Bien que ce soit une inflation relativement modeste pour n’importe quel autre pays de nos jours, cela fait longtemps que nous n’avons pas vu une telle inflation au Japon : depuis 1992, pour être précis. (L’IPC a dépassé ce taux temporairement en 2014, mais ce n’est que parce que la taxe à la consommation a été relevée.)
La Banque du Japon fera-t-elle évoluer ses positions ? Probablement pas. Mais cela pourrait changer la façon de penser du marché. Nous devons nous préparer à la possibilité que les investisseurs déplacent leur devise de financement du JPY vers l’EUR. Je suis toujours baissier JPY (haussier USD/JPY) mais je vérifie les taux tous les jours de toute façon.
Enfin, il y aura les indices préliminaires des directeurs des achats (PMI) de plusieurs grandes économies industrielles.
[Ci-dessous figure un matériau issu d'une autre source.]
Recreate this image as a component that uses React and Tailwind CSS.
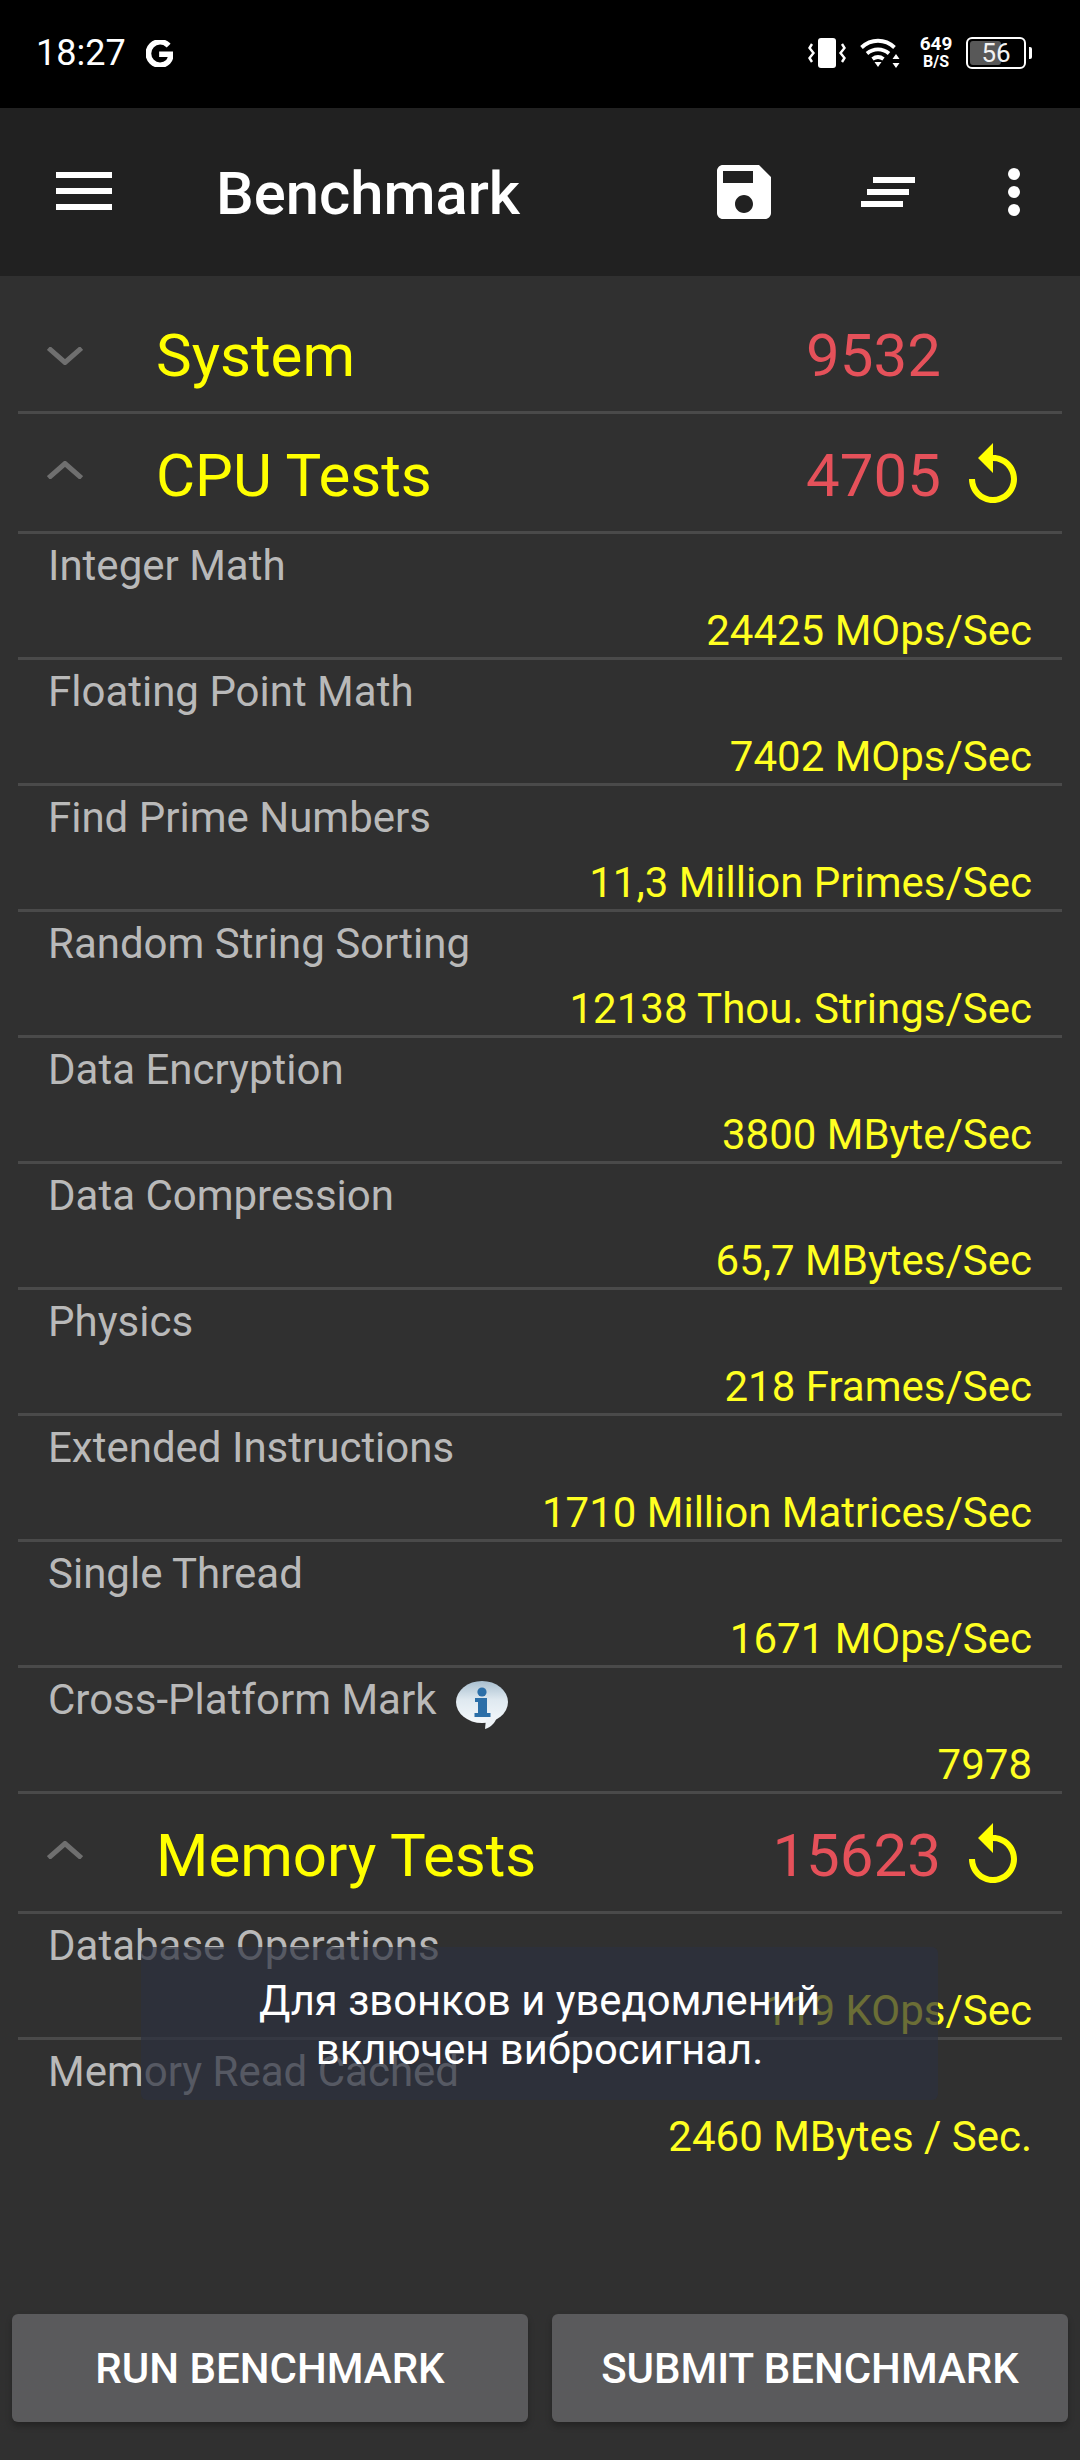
import React from "react";

function Chevron({ up }) {
  return (
    <svg viewBox="0 0 36 18" className={"w-[36px] h-[18px] shrink-0 " + (up ? "mt-[-5px]" : "mt-[6px]")} fill="none" stroke="#6f6f6f" strokeWidth="5">
      {up ? <path d="M1.5 17L18 2.5 34.5 17" /> : <path d="M1.5 1L18 15.5 34.5 1" />}
    </svg>
  );
}

function Replay() {
  return (
    <svg viewBox="0 0 24 24" className="w-[72px] h-[72px] shrink-0" fill="#ffff00">
      <path d="M12 5V1L7 6l5 5V7c3.31 0 6 2.69 6 6s-2.69 6-6 6-6-2.69-6-6H4c0 4.42 3.58 8 8 8s8-3.58 8-8-3.58-8-8-8z" />
    </svg>
  );
}

function Section({ title, score, open }) {
  return (
    <div className="mx-[18px] flex items-center border-b-[3px] border-[#4a4a4a] h-[120px]">
      <div className="w-[138px] pl-[29px] flex items-center"><Chevron up={open} /></div>
      <div className="flex-1 text-[60px] leading-[68px] text-[#ffff00] mt-[6px]">{title}</div>
      <div className="text-[60px] leading-[68px] text-[#e5515a] mt-[6px]">{score}</div>
      <div className="w-[121px] pl-[16px] flex items-center mt-[6px]">{open && <Replay />}</div>
    </div>
  );
}

function InfoIcon() {
  return (
    <svg viewBox="0 0 52 50" className="w-[52px] h-[50px] ml-[20px] mt-[6px]">
      <defs>
        <linearGradient id="bub" x1="0" y1="0" x2="0" y2="1">
          <stop offset="0" stopColor="#a9bfcf" />
          <stop offset="0.45" stopColor="#dfe9f0" />
          <stop offset="1" stopColor="#f4f8fb" />
        </linearGradient>
      </defs>
      <ellipse cx="26" cy="21" rx="26" ry="21" fill="url(#bub)" />
      <path d="M30 38l-1 10c6-2 10-6 12-12z" fill="#eef3f7" />
      <circle cx="26" cy="11" r="4.6" fill="#2c6fa8" />
      <path d="M19 17h12v15h3.5v4h-16v-4H22V21h-3z" fill="#2c6fa8" />
    </svg>
  );
}

function Item({ label, value, info, last }) {
  return (
    <div className={"mx-[18px] h-[126px] flex flex-col justify-between " + (last ? "pb-[3px]" : "border-b-[3px] border-[#4a4a4a]")}>
      <div className="flex items-start pl-[30px] pt-[7px] text-[42px] leading-[50px] text-[#b9b9b9]">
        <span>{label}</span>
        {info && <InfoIcon />}
      </div>
      <div className="pr-[30px] pb-[1px] text-right text-[42px] leading-[50px] text-[#ffff22]">{value}</div>
    </div>
  );
}

export default function App() {
  const cpu = [
    ["Integer Math", "24425 MOps/Sec"],
    ["Floating Point Math", "7402 MOps/Sec"],
    ["Find Prime Numbers", "11,3 Million Primes/Sec"],
    ["Random String Sorting", "12138 Thou. Strings/Sec"],
    ["Data Encryption", "3800 MByte/Sec"],
    ["Data Compression", "65,7 MBytes/Sec"],
    ["Physics", "218 Frames/Sec"],
    ["Extended Instructions", "1710 Million Matrices/Sec"],
    ["Single Thread", "1671 MOps/Sec"],
  ];
  return (
    <div className="relative w-[1080px] h-[2460px] bg-[#303030] flex flex-col overflow-hidden font-['Roboto',sans-serif]">
      {/* status bar */}
      <div className="h-[108px] bg-black flex items-center justify-between pl-[36px] pr-[48px] pb-[2px] text-white shrink-0">
        <div className="flex items-center gap-[20px]">
          <span className="text-[36px] leading-[40px]">18:27</span>
          <svg viewBox="0 0 24 24" className="w-[27px] h-[27px]" fill="#fff" stroke="#fff" strokeWidth="1.6">
            <path d="M12.48 10.92v3.28h7.84c-.24 1.84-.853 3.187-1.787 4.133-1.147 1.147-2.933 2.4-6.053 2.4-4.827 0-8.6-3.893-8.6-8.72s3.773-8.72 8.6-8.72c2.6 0 4.507 1.027 5.907 2.347l2.307-2.307C18.747 1.44 16.133 0 12.48 0 5.867 0 .307 5.387.307 12s5.56 12 12.173 12c3.573 0 6.267-1.173 8.373-3.36 2.16-2.16 2.84-5.213 2.84-7.667 0-.76-.053-1.467-.173-2.053H12.48z" />
          </svg>
        </div>
        <div className="flex items-center">
          <svg viewBox="0 0 38 30" className="w-[38px] h-[30px] mr-[14px]" fill="none" stroke="#fff" strokeWidth="2.4">
            <rect x="10" y="0" width="18" height="30" rx="3" fill="#fff" stroke="none" />
            <path d="M4 6L1.5 10 5.5 15 1.5 20 4 24" />
            <path d="M34 6l2.5 4-4 5 4 5-2.500 4" />
          </svg>
          <svg viewBox="0 0 40 30" className="w-[40px] h-[30px] mr-[18px]" fill="none" stroke="#fff" strokeWidth="3.800">
            <path d="M1.500 9.500C11 .5 25 .5 34.500 9.500" />
            <path d="M7 15.500c6.500-5.500 15.500-5.500 22 0" />
            <path d="M12.500 21c3.500-2.500 7.500-2.500 11 0" />
            <path d="M14.500 24h7L18 29z" fill="#fff" stroke="none" />
            <path d="M36 16l3.500 5h-7zM36 30l3.500-5h-7z" fill="#fff" stroke="none" />
          </svg>
          <div className="w-[36px] flex flex-col items-center mr-[12px] font-bold text-white">
            <span className="text-[19px] leading-[18px] mt-[-1px]">649</span>
            <span className="text-[16px] leading-[16px] mt-[1px]">B/S</span>
          </div>
          <div className="relative w-[60px] h-[32px] border-[2.500px] border-white rounded-[6px] flex items-center">
            <div className="absolute left-[2px] top-[2px] bottom-[2px] w-[31px] bg-[#585858] rounded-[3px]" />
            <span className="relative w-full text-center text-[26px] leading-[28px] text-[#f2f2f2]">56</span>
          </div>
          <div className="w-[3px] h-[12px] ml-[3px] bg-white rounded-r-[2px]" />
        </div>
      </div>

      {/* app bar */}
      <div className="h-[168px] bg-[#212121] flex items-center shrink-0 text-white">
        <div className="w-[216px] pl-[56px] flex flex-col gap-[10px] mt-[-2px]">
          <div className="w-[56px] h-[6px] bg-white" />
          <div className="w-[56px] h-[6px] bg-white" />
          <div className="w-[56px] h-[6px] bg-white" />
        </div>
        <div className="flex-1 text-[59.75px] leading-[68px] font-medium mt-[4px]">Benchmark</div>
        <svg viewBox="0 0 24 24" className="w-[72px] h-[72px] mr-[81px]" fill="#fff">
          <path d="M17 3H5c-1.110 0-2 .9-2 2v14c0 1.100.89 2 2 2h14c1.100 0 2-.9 2-2V7l-4-4zm-5 16c-1.660 0-3-1.340-3-3s1.340-3 3-3 3 1.340 3 3-1.340 3-3 3zm3-10H5V5h10v4z" />
        </svg>
        <svg viewBox="0 0 54 30" className="w-[54px] h-[30px] mr-[93px]" fill="#fff">
          <rect x="12" y="0" width="42" height="6" />
          <rect x="6" y="12" width="42" height="6" />
          <rect x="0" y="24" width="42" height="6" />
        </svg>
        <div className="flex flex-col gap-[6px] mr-[60px]">
          <div className="w-[12px] h-[12px] rounded-full bg-white" />
          <div className="w-[12px] h-[12px] rounded-full bg-white" />
          <div className="w-[12px] h-[12px] rounded-full bg-white" />
        </div>
      </div>

      {/* content */}
      <div className="flex-1 pt-[18px] min-h-0">
        <Section title="System" score="9532" />
        <Section title="CPU Tests" score="4705" open />
        {cpu.map(([l, v]) => <Item key={l} label={l} value={v} />)}
        <Item label="Cross-Platform Mark" value="7978" info />
        <Section title="Memory Tests" score="15623" open />
        <Item label="Database Operations" value="119 KOps/Sec" />
        <Item label="Memory Read Cached" value="2460 MBytes / Sec." last />
      </div>

      {/* buttons */}
      <div className="flex gap-[24px] px-[12px] pb-[38px] shrink-0">
        <button className="flex-1 h-[108px] rounded-[6px] bg-[#5a5a5c] text-white text-[42px] font-medium shadow-[0_4px_6px_rgba(0,0,0,0.25)]">RUN BENCHMARK</button>
        <button className="flex-1 h-[108px] rounded-[6px] bg-[#5a5a5c] text-white text-[42px] font-medium shadow-[0_4px_6px_rgba(0,0,0,0.25)]">SUBMIT BENCHMARK</button>
      </div>

      {/* toast */}
      <div className="absolute left-[141px] top-[1947px] w-[797px] h-[153px] rounded-[6px] bg-[#2c303e]/70 flex flex-col items-center justify-center text-white text-[41.75px] leading-[49px] pt-[2px]">
        <span>Для звонков и уведомлений</span>
        <span>включен вибросигнал.</span>
      </div>
    </div>
  );
}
Les PMI manufacturiers devraient tous diminuer, y compris en Europe, où ils se trouvent déjà en territoire contractionnaire. Cela devrait toucher l’euro à nouveau.
Les PMI du secteur des services sont mixtes. La zone euro et le Royaume-Uni devraient connaître un léger recul (mais rester au-dessus de la ligne fatidique des 50). La particularité ici est les États-Unis, où le PMI du secteur des services devrait rebondir, remontant au-dessus de la ligne des 50.
Dans l’ensemble, je m’attendrais à ce que les PMI renforcent le dollar. Ils devraient renforcer l’idée que la zone euro et le Royaume-Uni sont proches de la récession, mais que l’économie américaine est toujours robuste. La performance économique américaine devrait entraîner une surperformance de la devise américaine.